Foi dessa tradição e do que ela representa, em termos de compartilhamento de uma tradição feita de arquétipos comuns, que evoluiu a ideia que nutre a vida corporativa. De uma de suas vertentes fluiu a noção que informa a moderna Maçonaria, que por definição é uma sociedade universal de homens de boa vontade, cujo objetivo é defender a liberdade de pensamento, a igualdade entre as pessoas e a fraternidade entre os povos da terra.

Essa definição é colocada tendo em vista a Maçonaria Especulativa, ou seja, a organização que se tornou conhecida por esse nome em algum momento no fim da Idade Média, formada pela associação entre os profissionais da construção civil – conhecida como Maçonaria Operativa – e membros da sociedade (militares, intelectuais, artistas, comerciantes, cientistas, etc.), transformando as antigas corporações dos pedreiros livres em verdadeiros clubes de pessoas ilustres, com o objetivo de defender um ideal de progresso e liberdade.

É com essa noção que trabalhamos hoje o conceito de Maçonaria e é com ela que desenvolveremos os temas expostos neste livro.

(Texto extraído do livro “O Tesouro Arcano, a Maçonaria e seu Simbolismo Iniciático – João Anatalino Rodrigues – Editora Madras)


[1] Daí o desenvolvimento dos chamados Mistérios, rituais religiosos que visavam honrar os deuses e imitá-los em seus processos de criação das realidades universais. 

[2] Fustel de Coulanges, A Cidade Antiga, p. 23. 
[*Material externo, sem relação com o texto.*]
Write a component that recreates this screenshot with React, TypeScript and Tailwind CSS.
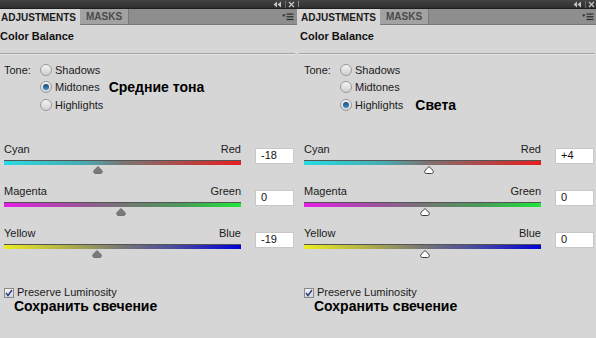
import React from 'react'

type Slider = { left: string; right: string; value: string; pos: number; gradient: string }

type PanelProps = {
  tone: 'Shadows' | 'Midtones' | 'Highlights'
  caption: string
  captionGap: number
  sliders: Slider[]
  hollowThumb?: boolean
  leftEdge?: boolean
}

const font = { fontFamily: '"Liberation Sans", Arial, sans-serif' }

function Radio({ checked }: { checked: boolean }) {
  return (
    <span className="relative inline-block w-[12px] h-[12px] rounded-full border border-[#9a9a9a] bg-gradient-to-b from-[#f4f4f4] to-[#d0d0d0]">
      {checked && (
        <span className="absolute left-[2px] top-[2px] w-[6px] h-[6px] rounded-full bg-gradient-to-b from-[#1a4d7a] to-[#3a8fd0]" />
      )}
    </span>
  )
}

function Thumb({ hollow }: { hollow?: boolean }) {
  return (
    <svg width="11" height="8" viewBox="0 0 11 8">
      <path
        d="M5.5 0.5 L9 4 Q10.5 5.5 9.5 6.8 Q9 7.5 8 7.5 L3 7.5 Q2 7.5 1.5 6.8 Q0.5 5.5 2 4 Z"
        fill={hollow ? '#ffffff' : '#7a7a7a'}
        stroke={hollow ? '#2a2a2a' : '#6a6a6a'}
        strokeWidth="0.9"
      />
    </svg>
  )
}

function MenuIcon() {
  return (
    <svg width="12" height="8" viewBox="0 0 12 8">
      <path d="M0 1.5 L3.5 1.5 L1.75 4 Z" fill="#2a2a2a" />
      <rect x="4.5" y="0.5" width="7" height="1.2" fill="#2a2a2a" />
      <rect x="4.5" y="3.2" width="7" height="1.2" fill="#2a2a2a" />
      <rect x="4.5" y="5.9" width="7" height="1.2" fill="#2a2a2a" />
    </svg>
  )
}

// collapse arrows + close cross in the dark title strip
function TitleIcons() {
  return (
    <svg width="22" height="7" viewBox="0 0 22 7">
      <path d="M4 0.5 L0.5 3.5 L4 6.5 Z M8 0.5 L4.5 3.5 L8 6.5 Z" fill="#c4c4c4" />
      <rect x="12" y="0" width="1" height="7" fill="#6a6a6a" />
      <path d="M16 1 L21 6 M21 1 L16 6" stroke="#c4c4c4" strokeWidth="1.3" />
    </svg>
  )
}

function Panel({ tone, caption, captionGap, sliders, hollowThumb, leftEdge }: PanelProps) {
  const tones: PanelProps['tone'][] = ['Shadows', 'Midtones', 'Highlights']
  return (
    <div className="relative w-[300px] shrink-0 h-[338px] bg-[#d6d6d6] flex flex-col" style={font}>
      <div className="h-[8px] bg-gradient-to-b from-[#444444] to-[#2e2e2e] flex items-center justify-end pr-[2px]">
        {leftEdge && <span className="absolute left-[1px] top-[1px] w-[1px] h-[6px] bg-[#888]" />}
        <TitleIcons />
      </div>
      <div className="h-[17px] bg-[#8e8e8e] border-t border-[#1e1e1e] flex items-stretch">
        <div className="w-[83px] bg-[#d6d6d6] flex items-center pl-[4px] text-[10px] font-bold text-[#1a1a1a]">
          ADJUSTMENTS
        </div>
        <div className="w-[49px] bg-[#a2a2a2] border-r border-[#7a7a7a] border-b border-b-[#7a7a7a] flex items-center justify-center text-[10px] font-bold text-[#4a4a4a]">
          MASKS
        </div>
        <div className="flex-1 border-b border-[#7a7a7a] flex items-center justify-end pr-[3px]">
          <MenuIcon />
        </div>
      </div>
      <div className="h-[22px] flex items-center pl-[3px] text-[11px] font-bold text-[#111]">Color Balance</div>
      <div className="mt-[6px] mx-[2px] h-[2px] border-t border-[#a4a4a4] border-b border-b-[#e6e6e6]" />
      <div className="pt-[6px] flex flex-col">
        {tones.map((t, i) => (
          <div key={t} className="h-[17.5px] flex items-center">
            <span className="w-[43px] pl-[7px] text-[11px] text-[#1a1a1a]">{i === 0 ? 'Tone:' : ''}</span>
            <Radio checked={t === tone} />
            <span className="ml-[3px] text-[11px] text-[#1a1a1a]">{t}</span>
            {t === tone && (
              <span className="text-[14px] font-bold text-black leading-none" style={{ marginLeft: captionGap }}>
                {caption}
              </span>
            )}
          </div>
        ))}
      </div>
      <div className="pt-[29px] flex flex-col gap-[14px]">
        {sliders.map((s) => (
          <div key={s.left} className="h-[28px] flex items-start">
            <div className="ml-[7px] w-[237px] flex flex-col">
              <div className="h-[14px] flex items-center justify-between text-[11px] text-[#1a1a1a]">
                <span>{s.left}</span>
                <span>{s.right}</span>
              </div>
              <div className="mt-[3px] h-[5px] border-t border-[#555] relative" style={{ backgroundImage: s.gradient }}>
                <div className="absolute top-[5px] -translate-x-1/2" style={{ left: `${s.pos}px` }}>
                  <Thumb hollow={hollowThumb} />
                </div>
              </div>
            </div>
            <div className="ml-[14px] mt-[5px] w-[39px] h-[16px] bg-white border border-[#c8c8c8] flex items-center pl-[5px] text-[11px] text-[#111]">
              {s.value}
            </div>
          </div>
        ))}
      </div>
      <div className="mt-[32px] pl-[7px] flex items-center h-[12px]">
        <span className="w-[10px] h-[10px] border border-[#8a8a8a] bg-gradient-to-b from-[#f4f4f4] to-[#d6d6d6] flex items-center justify-center">
          <svg width="8" height="8" viewBox="0 0 8 8">
            <path d="M1 4 L3 6.5 L7 1" fill="none" stroke="#2b3a8a" strokeWidth="1.4" />
          </svg>
        </span>
        <span className="ml-[3px] text-[11px] text-[#1a1a1a]">Preserve Luminosity</span>
      </div>
      <div className="mt-[-1px] pl-[17px] text-[14px] font-bold text-black leading-[16px]">Сохранить свечение</div>
    </div>
  )
}

const cyanRed = 'linear-gradient(to right, #24dce4, #4aa8ae 35%, #7a7676 50%, #b04848 75%, #e81e1e)'
const magGreen = 'linear-gradient(to right, #e61ee6, #a050a0 30%, #747474 50%, #4a9a5a 75%, #1ee63a)'
const yelBlue = 'linear-gradient(to right, #ecec20, #a8a850 30%, #767676 50%, #4a4aa0 72%, #0000d8)'

export default function App() {
  return (
    <div className="w-[596px] h-[338px] overflow-hidden flex bg-[#d6d6d6]">
      <div className="ml-[-3px] flex">
        <Panel
          tone="Midtones"
          caption="Средние тона"
          captionGap={9}
          sliders={[
            { left: 'Cyan', right: 'Red', value: '-18', pos: 94, gradient: cyanRed },
            { left: 'Magenta', right: 'Green', value: '0', pos: 117, gradient: magGreen },
            { left: 'Yellow', right: 'Blue', value: '-19', pos: 93, gradient: yelBlue },
          ]}
        />
        <Panel
          tone="Highlights"
          caption="Света"
          captionGap={12}
          hollowThumb
          leftEdge
          sliders={[
            { left: 'Cyan', right: 'Red', value: '+4', pos: 125, gradient: cyanRed },
            { left: 'Magenta', right: 'Green', value: '0', pos: 121, gradient: magGreen },
            { left: 'Yellow', right: 'Blue', value: '0', pos: 121, gradient: yelBlue },
          ]}
        />
      </div>
    </div>
  )
}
[3] Arquétipo (grego ἀρχή - arché: principal ou princípio e τύπος - tipos: impressão, marca) é o primeiro modelo ou imagem de alguma coisa, antigas impressões sobre algo. É um conceito explorado em diversos campos de estudo, como a Filosofia, Psicologia e a Narratologia
Modelo, tipo, paradigma. 

[4] Edward Gibbons, Ascensão e Queda do Império romano, 1986. Esse arquétipo é construído em cima da hierarquia existente no poder do pater famílias, que, em sentido amplo foi depois estendido para a figura do rei 

[5] É aqui, também, que se identifica o surgimento do costume de considerar a pessoa que compartilha da mesma cultura simbólica como “iniciado, Irmão” e o que não compartilha como “profano, estrangeiro”.